Accelerationist philosophy, in this context, starts from this exclusion. The Other has been foreclosed and now occupies the enigmatic position of the Outside. The Seminar explores the conceptual, epistemological, and ontological consequences that stem from this displacement, focusing on psychotic phenomenology and epistemology. Because of foreclosure, the relation to the Other no longer falls under the dialectical logic that would stabilize it. Instead, it undergoes constant intensification. For this reason, the experience and understanding of the Other in psychosis are fundamentally different, giving rise to a distinctive conceptual logic, which is the logic of acceleration.
Session 1, Foreclosure and the Outside: We introduce psychosis as the privileged register for acceleration. By outlining Lacan’s concept of foreclosure, we contrast psychosis to neurosis and highlight the difference in subjectivity that each relationship to the Other entails. We examine the peculiar nature of the foreclosed Other and its enigmatic status as the Outside, and the specific way the psychotic maintains a relationship with this enigmatic Other. For the psychotic, the truth of the relationship is located entirely outside, as all knowledge is seen to come from there.
Session 2, Intensities and Psychotic Epistemology: This Session tackles psychotic epistemology by addressing the systematization of intensities at the level of psychotic subjectivity. Drawing on Deleuze’s metaphysical reading of differential calculus, we show why the psychotic can traverse the entire dx/dy curve, unbound by any single structuring principle. Because the psychotic never internalizes the Name-of-the-Father, they remain within intensive relations, and the connections they produce unfold along this plane.
Session 3, Cold Empathy and the Logic of the Psychotic Phantasm: We distinguish between emotion and empathy as two modes of relating to the Other. Empathy becomes a psychotic substitute for a failed relationship with the Other. The Other is not felt, as it is for the neurotic, but is sensed through increasingly vivid visualizations. Empathy thus operates as a dream-like solution. The psychotic projects themselves into the Other and simulates it in order to understand it.
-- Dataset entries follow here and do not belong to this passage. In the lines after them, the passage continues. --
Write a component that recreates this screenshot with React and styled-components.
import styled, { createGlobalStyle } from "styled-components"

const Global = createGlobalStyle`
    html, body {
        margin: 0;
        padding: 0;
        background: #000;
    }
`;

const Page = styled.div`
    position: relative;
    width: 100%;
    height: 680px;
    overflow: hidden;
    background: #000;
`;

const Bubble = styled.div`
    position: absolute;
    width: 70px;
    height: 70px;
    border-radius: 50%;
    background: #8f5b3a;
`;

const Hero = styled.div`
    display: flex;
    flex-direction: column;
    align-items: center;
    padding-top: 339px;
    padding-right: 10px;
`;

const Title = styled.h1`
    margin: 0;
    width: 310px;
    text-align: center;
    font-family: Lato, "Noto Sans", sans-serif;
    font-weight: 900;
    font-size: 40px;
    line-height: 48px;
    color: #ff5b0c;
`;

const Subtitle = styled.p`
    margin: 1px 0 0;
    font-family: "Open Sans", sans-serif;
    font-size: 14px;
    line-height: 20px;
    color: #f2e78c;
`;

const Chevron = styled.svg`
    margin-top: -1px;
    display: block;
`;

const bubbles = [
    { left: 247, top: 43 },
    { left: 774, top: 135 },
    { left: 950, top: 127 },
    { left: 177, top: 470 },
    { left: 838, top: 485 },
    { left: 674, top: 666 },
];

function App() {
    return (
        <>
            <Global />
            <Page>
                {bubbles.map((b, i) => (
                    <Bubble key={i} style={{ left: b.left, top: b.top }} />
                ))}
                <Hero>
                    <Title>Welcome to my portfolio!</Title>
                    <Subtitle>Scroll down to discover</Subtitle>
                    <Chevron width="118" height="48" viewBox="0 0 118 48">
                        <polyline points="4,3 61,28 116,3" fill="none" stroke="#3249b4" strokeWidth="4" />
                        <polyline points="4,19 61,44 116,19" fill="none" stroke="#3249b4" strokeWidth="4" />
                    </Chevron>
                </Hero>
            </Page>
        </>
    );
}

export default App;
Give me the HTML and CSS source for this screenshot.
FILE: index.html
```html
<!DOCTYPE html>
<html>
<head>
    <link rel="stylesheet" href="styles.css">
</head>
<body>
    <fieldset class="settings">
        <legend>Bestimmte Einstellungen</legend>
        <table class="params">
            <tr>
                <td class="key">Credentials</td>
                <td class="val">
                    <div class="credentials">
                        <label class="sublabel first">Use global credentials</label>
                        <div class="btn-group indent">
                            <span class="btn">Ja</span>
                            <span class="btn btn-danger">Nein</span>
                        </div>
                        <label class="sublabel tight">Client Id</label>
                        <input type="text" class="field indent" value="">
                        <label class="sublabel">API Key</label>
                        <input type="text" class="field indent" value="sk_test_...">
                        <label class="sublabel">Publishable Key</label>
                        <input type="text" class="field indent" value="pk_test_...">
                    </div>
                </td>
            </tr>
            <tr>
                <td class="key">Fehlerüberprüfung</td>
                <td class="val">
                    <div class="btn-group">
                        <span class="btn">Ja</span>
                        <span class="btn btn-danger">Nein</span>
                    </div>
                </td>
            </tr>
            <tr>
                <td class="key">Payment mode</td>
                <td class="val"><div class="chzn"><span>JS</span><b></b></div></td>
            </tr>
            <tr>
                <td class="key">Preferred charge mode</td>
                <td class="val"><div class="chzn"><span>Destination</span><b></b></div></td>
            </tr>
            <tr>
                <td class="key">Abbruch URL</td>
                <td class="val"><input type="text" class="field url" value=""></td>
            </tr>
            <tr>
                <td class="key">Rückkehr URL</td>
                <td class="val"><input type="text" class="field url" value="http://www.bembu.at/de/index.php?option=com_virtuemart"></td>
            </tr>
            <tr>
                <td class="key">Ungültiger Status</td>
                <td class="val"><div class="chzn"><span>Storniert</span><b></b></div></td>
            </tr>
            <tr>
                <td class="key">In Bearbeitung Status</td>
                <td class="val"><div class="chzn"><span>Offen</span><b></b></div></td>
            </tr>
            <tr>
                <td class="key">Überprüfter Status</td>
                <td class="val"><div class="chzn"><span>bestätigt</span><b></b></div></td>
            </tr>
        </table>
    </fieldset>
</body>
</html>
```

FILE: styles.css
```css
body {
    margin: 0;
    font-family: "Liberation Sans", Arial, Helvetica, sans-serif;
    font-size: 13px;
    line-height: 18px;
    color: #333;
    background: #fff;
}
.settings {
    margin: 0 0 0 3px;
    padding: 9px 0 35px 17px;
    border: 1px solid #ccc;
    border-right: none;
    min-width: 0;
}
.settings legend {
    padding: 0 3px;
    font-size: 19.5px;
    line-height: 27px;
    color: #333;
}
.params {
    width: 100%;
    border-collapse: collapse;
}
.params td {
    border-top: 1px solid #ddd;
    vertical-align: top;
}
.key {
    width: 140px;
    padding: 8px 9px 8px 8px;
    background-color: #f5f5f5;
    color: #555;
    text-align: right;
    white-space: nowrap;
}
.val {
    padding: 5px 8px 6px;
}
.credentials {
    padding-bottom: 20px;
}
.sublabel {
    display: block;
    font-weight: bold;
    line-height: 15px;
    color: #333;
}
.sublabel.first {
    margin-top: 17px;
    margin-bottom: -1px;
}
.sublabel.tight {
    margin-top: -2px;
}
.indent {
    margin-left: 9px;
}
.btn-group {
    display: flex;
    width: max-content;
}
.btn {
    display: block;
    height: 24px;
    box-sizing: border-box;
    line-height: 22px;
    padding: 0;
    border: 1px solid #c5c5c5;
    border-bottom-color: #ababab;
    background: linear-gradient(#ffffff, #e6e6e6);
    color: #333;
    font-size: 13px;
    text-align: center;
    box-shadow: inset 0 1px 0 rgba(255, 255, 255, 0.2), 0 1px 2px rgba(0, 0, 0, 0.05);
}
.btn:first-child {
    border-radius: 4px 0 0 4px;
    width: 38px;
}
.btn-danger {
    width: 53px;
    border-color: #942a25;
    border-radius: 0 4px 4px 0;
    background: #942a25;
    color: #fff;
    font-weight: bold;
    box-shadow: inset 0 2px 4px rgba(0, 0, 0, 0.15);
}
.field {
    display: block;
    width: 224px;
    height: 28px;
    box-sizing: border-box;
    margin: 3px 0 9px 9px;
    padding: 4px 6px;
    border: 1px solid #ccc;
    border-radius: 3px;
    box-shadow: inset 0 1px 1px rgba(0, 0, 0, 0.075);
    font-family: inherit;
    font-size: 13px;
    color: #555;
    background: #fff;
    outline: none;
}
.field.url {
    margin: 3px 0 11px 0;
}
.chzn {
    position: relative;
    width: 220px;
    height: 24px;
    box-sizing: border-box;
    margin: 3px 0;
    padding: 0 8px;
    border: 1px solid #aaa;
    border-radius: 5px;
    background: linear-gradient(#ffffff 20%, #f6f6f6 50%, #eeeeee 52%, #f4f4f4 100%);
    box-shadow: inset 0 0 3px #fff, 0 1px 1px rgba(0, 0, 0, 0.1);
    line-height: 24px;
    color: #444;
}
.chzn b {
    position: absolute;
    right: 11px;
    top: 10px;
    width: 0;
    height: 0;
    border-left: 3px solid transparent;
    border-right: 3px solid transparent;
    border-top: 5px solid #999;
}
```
The psychotic phantasm is therefore more direct and less mediated, since the relation is not veiled by the signifier but experienced immediately, outside any mediating bond.
Session 4, Sinthome as a Subject: We take Jean-Claude Maleval’s maxim—”the sinthome is the subject”—as our point of departure for grasping the psychotic subject. Once the paternal metaphor collapses, what remains is a self-compiling sinthomatic knot that aggregates jouissance at the level of the Real itself. In the Seminar, we show how delusion functions as a suppléance, or substitute for the Symbolic, systematizing the Real without pacifying it and transforming the Joycean sinthome into a machinic compiler of intensities. Discussion will trace how this sinthomatic logic scales from singular subjects to cybernetic markets, offering a final toolkit for thinking acceleration beyond any guarantee of the Big Other.